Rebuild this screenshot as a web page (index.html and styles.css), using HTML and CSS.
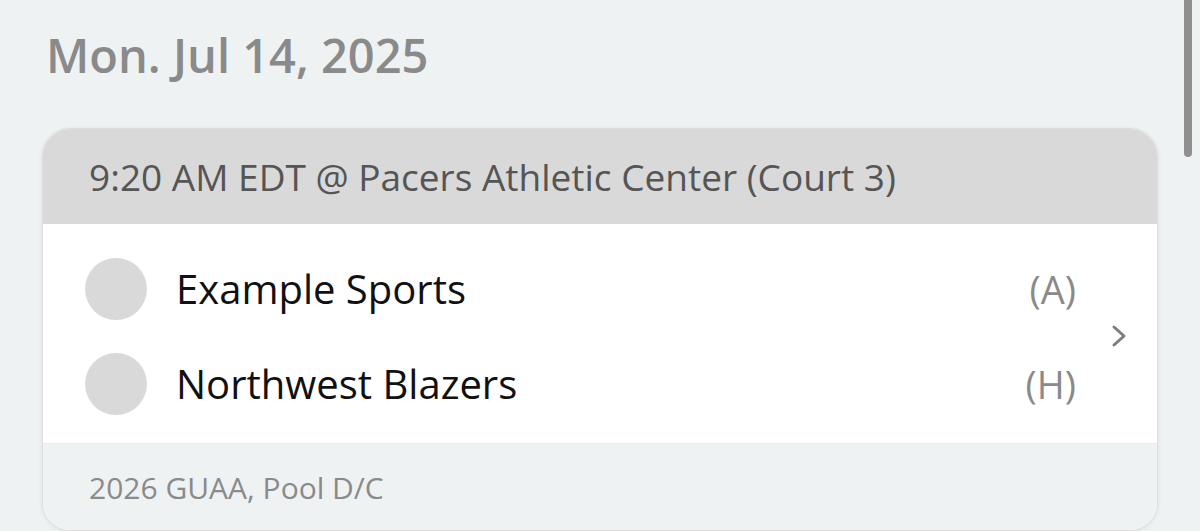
FILE: index.html
```html
<!DOCTYPE html>
<html lang="en">
<head>
<meta charset="UTF-8">
<meta name="viewport" content="width=device-width, initial-scale=1.0">
<title>Schedule</title>
<link rel="stylesheet" href="styles.css">
</head>
<body>
<div class="scrollbar"></div>
<div class="page">
<h1 class="day">Mon. Jul 14, 2025</h1>
<div class="game-card">
<div class="game-head">9:20 AM EDT @ Pacers Athletic Center (Court 3)</div>
<div class="game-body">
<div class="teams">
<div class="team">
<div class="logo"></div>
<div class="team-name">Example Sports</div>
<div class="side">(A)</div>
</div>
<div class="team">
<div class="logo"></div>
<div class="team-name">Northwest Blazers</div>
<div class="side">(H)</div>
</div>
</div>
<svg class="chevron" width="16" height="24" viewBox="0 0 16 24">
<path d="M3 3 L13 12 L3 21" fill="none" stroke="#7d7d7d" stroke-width="3" stroke-linecap="round" stroke-linejoin="round"/>
</svg>
</div>
<div class="game-foot">2026 GUAA, Pool D/C</div>
</div>
</div>
</body>
</html>
```

FILE: styles.css
```css
body {
font-family: 'Open Sans', 'Lato', sans-serif;
background-color: #eff2f3;
margin: 0;
height: 531px;
overflow: hidden;
}

.scrollbar {
position: absolute;
top: -6px;
right: 8px;
width: 8px;
height: 163px;
border-radius: 4px;
background-color: #8f8f8f;
}

.page {
padding: 0 42px;
}

.day {
margin: 0;
padding: 27px 0 0 4px;
height: 128px;
box-sizing: border-box;
font-size: 47px;
line-height: 56px;
font-weight: 600;
color: #8a8a8a;
}

.game-card {
background-color: #fff;
border: 1px solid #dcdcdc;
border-radius: 28px;
overflow: hidden;
box-shadow: 0 1px 4px rgba(0, 0, 0, 0.08);
}

.game-head {
height: 95px;
display: flex;
align-items: center;
padding-left: 46px;
background-color: #d9d9d9;
font-size: 37px;
color: #555;
}

.game-body {
display: flex;
align-items: center;
padding: 17px 30px 12px 42px;
}

.teams {
flex: 1;
}

.team {
height: 95px;
display: flex;
align-items: center;
}

.logo {
width: 62px;
height: 62px;
border-radius: 50%;
background-color: #d9d9d9;
margin-right: 29px;
}

.team-name {
flex: 1;
font-size: 40px;
color: #111;
}

.side {
font-size: 38px;
color: #8a8a8a;
margin-right: 35px;
}

.chevron {
display: block;
}

.game-foot {
height: 86px;
display: flex;
align-items: center;
padding-left: 46px;
background-color: #eff2f3;
border-top: 1px solid #e9ecee;
font-size: 30px;
color: #8a8a8a;
}
```
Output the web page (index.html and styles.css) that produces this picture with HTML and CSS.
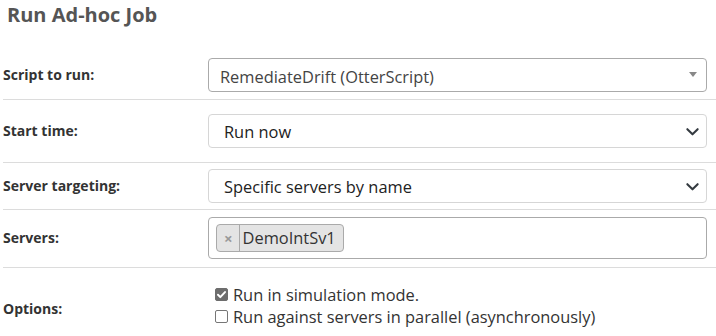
FILE: index.html
```html
<!DOCTYPE html>
<html lang="en">
<head>
<meta charset="utf-8">
<title>Run Ad-hoc Job</title>
<link rel="stylesheet" href="styles.css">
</head>
<body>
<h2 class="page-title">Run Ad-hoc Job</h2>
<form class="job-form">
  <div class="form-row row-script">
    <label class="row-label">Script to run:</label>
    <div class="row-field">
      <div class="select2-box">
        <span class="select2-text">RemediateDrift (OtterScript)</span>
        <span class="select2-arrow"></span>
      </div>
    </div>
  </div>
  <div class="form-row row-start">
    <label class="row-label">Start time:</label>
    <div class="row-field">
      <div class="select-box">
        <span class="select-text">Run now</span>
        <svg class="chevron" viewBox="0 0 16 16" width="14" height="14"><path d="M2.5 5.5l5.5 5.5 5.5-5.5" fill="none" stroke="#343a40" stroke-width="2.2" stroke-linecap="round" stroke-linejoin="round"/></svg>
      </div>
    </div>
  </div>
  <div class="form-row row-target">
    <label class="row-label">Server targeting:</label>
    <div class="row-field">
      <div class="select-box">
        <span class="select-text">Specific servers by name</span>
        <svg class="chevron" viewBox="0 0 16 16" width="14" height="14"><path d="M2.5 5.5l5.5 5.5 5.5-5.5" fill="none" stroke="#343a40" stroke-width="2.2" stroke-linecap="round" stroke-linejoin="round"/></svg>
      </div>
    </div>
  </div>
  <div class="form-row row-servers">
    <label class="row-label">Servers:</label>
    <div class="row-field">
      <div class="multi-box">
        <span class="chip"><span class="chip-remove">×</span><span class="chip-text">DemoIntSv1</span></span>
      </div>
    </div>
  </div>
  <div class="form-row row-options">
    <label class="row-label">Options:</label>
    <div class="row-field options">
      <label class="option"><input type="checkbox" class="check" checked><span>Run in simulation mode.</span></label>
      <label class="option"><input type="checkbox" class="check"><span>Run against servers in parallel (asynchronously)</span></label>
    </div>
  </div>
</form>
</body>
</html>
```
FILE: styles.css
```css
* { box-sizing: border-box; }
html, body { margin: 0; padding: 0; background: #fff; }
body {
  font-family: "Open Sans", "Noto Sans", sans-serif;
  color: #333;
  overflow: hidden;
}
.page-title {
  margin: 1px 0 0 7px;
  font-size: 20px;
  line-height: 27px;
  font-weight: 700;
  color: #555;
}
.job-form {
  margin: 23px 0 0 3px;
}
.form-row {
  display: grid;
  grid-template-columns: 205px 499px;
  align-items: center;
  border-bottom: 1px solid #dcdcdc;
}
.row-script { padding: 7px 0; }
.row-start { padding: 14px 0; }
.row-target { padding: 6px 0; }
.row-servers { padding: 7px 0 8px; }
.row-options { border-bottom: none; }
.row-label {
  font-size: 14px;
  font-weight: 700;
  color: #333;
  line-height: 20px;
}
.row-field { min-width: 0; }

.select2-box {
  height: 34px;
  border: 1px solid #aaa;
  border-radius: 4px;
  display: flex;
  align-items: center;
  padding: 3px 0 0 11px;
  font-size: 16.4px;
  color: #444;
}
.select2-text { flex: 1; }
.select2-arrow {
  width: 0; height: 0;
  border-left: 4px solid transparent;
  border-right: 4px solid transparent;
  border-top: 5px solid #888;
  margin: -4px 9px 0 0;
}
.select-box {
  height: 34px;
  border: 1px solid #d6d6d6;
  border-radius: 4px;
  display: flex;
  align-items: center;
  padding: 0 4px 0 15px;
  font-size: 16.4px;
  color: #222;
}
.select-text { flex: 1; }
.chevron { width: 15px; height: 15px; margin-right: 2px; }

.multi-box {
  height: 42px;
  border: 1px solid #aaa;
  border-radius: 4px;
  display: flex;
  align-items: center;
  padding: 0 7px;
}
.chip {
  display: inline-flex;
  align-items: center;
  height: 28px;
  background: #e4e4e4;
  border: 1px solid #aaa;
  border-radius: 4px;
  font-size: 16.4px;
  color: #333;
}
.chip-remove {
  color: #999;
  font-size: 15px;
  font-weight: 700;
  padding: 0 6px 0 7px;
  border-right: 1px solid #aaa;
  line-height: 26px;
  height: 26px;
}
.chip-text { padding: 0 7px 0 3px; line-height: 26px; }

.options {
  padding: 15px 0 22px;
}
.option {
  display: flex;
  align-items: center;
  height: 22px;
  font-size: 16.4px;
  color: #333;
  padding-left: 7px;
}
.check {
  appearance: none;
  -webkit-appearance: none;
  width: 13px;
  height: 13px;
  margin: 0 5px 0 0;
  border: 1px solid #767676;
  border-radius: 2px;
  background: #fff;
  flex: none;
}
.check:checked {
  border-color: #6d6d6d;
  background: #6d6d6d url("data:image/svg+xml,%3Csvg xmlns='http://www.w3.org/2000/svg' viewBox='0 0 13 13'%3E%3Cpath d='M3 6.8l2.3 2.3 4.7-5' fill='none' stroke='white' stroke-width='2' stroke-linecap='round' stroke-linejoin='round'/%3E%3C/svg%3E") center/13px 13px no-repeat;
}
```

---

- [Problem to work on] Every entry must be reproduced exactly, with the images left out.

- [Exercise answer]
Rebuild this screenshot as a web page (index.html and styles.css), using HTML and CSS.
FILE: index.html
```html
<!DOCTYPE html>
<html lang="en">
<head>
<meta charset="UTF-8">
<meta name="viewport" content="width=device-width, initial-scale=1.0">
<title>Schedule</title>
<link rel="stylesheet" href="styles.css">
</head>
<body>
<div class="scrollbar"></div>
<div class="page">
<h1 class="day">Mon. Jul 14, 2025</h1>
<div class="game-card">
<div class="game-head">9:20 AM EDT @ Pacers Athletic Center (Court 3)</div>
<div class="game-body">
<div class="teams">
<div class="team">
<div class="logo"></div>
<div class="team-name">Example Sports</div>
<div class="side">(A)</div>
</div>
<div class="team">
<div class="logo"></div>
<div class="team-name">Northwest Blazers</div>
<div class="side">(H)</div>
</div>
</div>
<svg class="chevron" width="16" height="24" viewBox="0 0 16 24">
<path d="M3 3 L13 12 L3 21" fill="none" stroke="#7d7d7d" stroke-width="3" stroke-linecap="round" stroke-linejoin="round"/>
</svg>
</div>
<div class="game-foot">2026 GUAA, Pool D/C</div>
</div>
</div>
</body>
</html>
```

FILE: styles.css
```css
body {
font-family: 'Open Sans', 'Lato', sans-serif;
background-color: #eff2f3;
margin: 0;
height: 531px;
overflow: hidden;
}

.scrollbar {
position: absolute;
top: -6px;
right: 8px;
width: 8px;
height: 163px;
border-radius: 4px;
background-color: #8f8f8f;
}

.page {
padding: 0 42px;
}

.day {
margin: 0;
padding: 27px 0 0 4px;
height: 128px;
box-sizing: border-box;
font-size: 47px;
line-height: 56px;
font-weight: 600;
color: #8a8a8a;
}

.game-card {
background-color: #fff;
border: 1px solid #dcdcdc;
border-radius: 28px;
overflow: hidden;
box-shadow: 0 1px 4px rgba(0, 0, 0, 0.08);
}

.game-head {
height: 95px;
display: flex;
align-items: center;
padding-left: 46px;
background-color: #d9d9d9;
font-size: 37px;
color: #555;
}

.game-body {
display: flex;
align-items: center;
padding: 17px 30px 12px 42px;
}

.teams {
flex: 1;
}

.team {
height: 95px;
display: flex;
align-items: center;
}

.logo {
width: 62px;
height: 62px;
border-radius: 50%;
background-color: #d9d9d9;
margin-right: 29px;
}

.team-name {
flex: 1;
font-size: 40px;
color: #111;
}

.side {
font-size: 38px;
color: #8a8a8a;
margin-right: 35px;
}

.chevron {
display: block;
}

.game-foot {
height: 86px;
display: flex;
align-items: center;
padding-left: 46px;
background-color: #eff2f3;
border-top: 1px solid #e9ecee;
font-size: 30px;
color: #8a8a8a;
}
```
Output the web page (index.html and styles.css) that produces this picture with HTML and CSS.
FILE: index.html
```html
<!DOCTYPE html>
<html lang="en">
<head>
<meta charset="utf-8">
<title>Run Ad-hoc Job</title>
<link rel="stylesheet" href="styles.css">
</head>
<body>
<h2 class="page-title">Run Ad-hoc Job</h2>
<form class="job-form">
  <div class="form-row row-script">
    <label class="row-label">Script to run:</label>
    <div class="row-field">
      <div class="select2-box">
        <span class="select2-text">RemediateDrift (OtterScript)</span>
        <span class="select2-arrow"></span>
      </div>
    </div>
  </div>
  <div class="form-row row-start">
    <label class="row-label">Start time:</label>
    <div class="row-field">
      <div class="select-box">
        <span class="select-text">Run now</span>
        <svg class="chevron" viewBox="0 0 16 16" width="14" height="14"><path d="M2.5 5.5l5.5 5.5 5.5-5.5" fill="none" stroke="#343a40" stroke-width="2.2" stroke-linecap="round" stroke-linejoin="round"/></svg>
      </div>
    </div>
  </div>
  <div class="form-row row-target">
    <label class="row-label">Server targeting:</label>
    <div class="row-field">
      <div class="select-box">
        <span class="select-text">Specific servers by name</span>
        <svg class="chevron" viewBox="0 0 16 16" width="14" height="14"><path d="M2.5 5.5l5.5 5.5 5.5-5.5" fill="none" stroke="#343a40" stroke-width="2.2" stroke-linecap="round" stroke-linejoin="round"/></svg>
      </div>
    </div>
  </div>
  <div class="form-row row-servers">
    <label class="row-label">Servers:</label>
    <div class="row-field">
      <div class="multi-box">
        <span class="chip"><span class="chip-remove">×</span><span class="chip-text">DemoIntSv1</span></span>
      </div>
    </div>
  </div>
  <div class="form-row row-options">
    <label class="row-label">Options:</label>
    <div class="row-field options">
      <label class="option"><input type="checkbox" class="check" checked><span>Run in simulation mode.</span></label>
      <label class="option"><input type="checkbox" class="check"><span>Run against servers in parallel (asynchronously)</span></label>
    </div>
  </div>
</form>
</body>
</html>
```
FILE: styles.css
```css
* { box-sizing: border-box; }
html, body { margin: 0; padding: 0; background: #fff; }
body {
  font-family: "Open Sans", "Noto Sans", sans-serif;
  color: #333;
  overflow: hidden;
}
.page-title {
  margin: 1px 0 0 7px;
  font-size: 20px;
  line-height: 27px;
  font-weight: 700;
  color: #555;
}
.job-form {
  margin: 23px 0 0 3px;
}
.form-row {
  display: grid;
  grid-template-columns: 205px 499px;
  align-items: center;
  border-bottom: 1px solid #dcdcdc;
}
.row-script { padding: 7px 0; }
.row-start { padding: 14px 0; }
.row-target { padding: 6px 0; }
.row-servers { padding: 7px 0 8px; }
.row-options { border-bottom: none; }
.row-label {
  font-size: 14px;
  font-weight: 700;
  color: #333;
  line-height: 20px;
}
.row-field { min-width: 0; }

.select2-box {
  height: 34px;
  border: 1px solid #aaa;
  border-radius: 4px;
  display: flex;
  align-items: center;
  padding: 3px 0 0 11px;
  font-size: 16.4px;
  color: #444;
}
.select2-text { flex: 1; }
.select2-arrow {
  width: 0; height: 0;
  border-left: 4px solid transparent;
  border-right: 4px solid transparent;
  border-top: 5px solid #888;
  margin: -4px 9px 0 0;
}
.select-box {
  height: 34px;
  border: 1px solid #d6d6d6;
  border-radius: 4px;
  display: flex;
  align-items: center;
  padding: 0 4px 0 15px;
  font-size: 16.4px;
  color: #222;
}
.select-text { flex: 1; }
.chevron { width: 15px; height: 15px; margin-right: 2px; }

.multi-box {
  height: 42px;
  border: 1px solid #aaa;
  border-radius: 4px;
  display: flex;
  align-items: center;
  padding: 0 7px;
}
.chip {
  display: inline-flex;
  align-items: center;
  height: 28px;
  background: #e4e4e4;
  border: 1px solid #aaa;
  border-radius: 4px;
  font-size: 16.4px;
  color: #333;
}
.chip-remove {
  color: #999;
  font-size: 15px;
  font-weight: 700;
  padding: 0 6px 0 7px;
  border-right: 1px solid #aaa;
  line-height: 26px;
  height: 26px;
}
.chip-text { padding: 0 7px 0 3px; line-height: 26px; }

.options {
  padding: 15px 0 22px;
}
.option {
  display: flex;
  align-items: center;
  height: 22px;
  font-size: 16.4px;
  color: #333;
  padding-left: 7px;
}
.check {
  appearance: none;
  -webkit-appearance: none;
  width: 13px;
  height: 13px;
  margin: 0 5px 0 0;
  border: 1px solid #767676;
  border-radius: 2px;
  background: #fff;
  flex: none;
}
.check:checked {
  border-color: #6d6d6d;
  background: #6d6d6d url("data:image/svg+xml,%3Csvg xmlns='http://www.w3.org/2000/svg' viewBox='0 0 13 13'%3E%3Cpath d='M3 6.8l2.3 2.3 4.7-5' fill='none' stroke='white' stroke-width='2' stroke-linecap='round' stroke-linejoin='round'/%3E%3C/svg%3E") center/13px 13px no-repeat;
}
```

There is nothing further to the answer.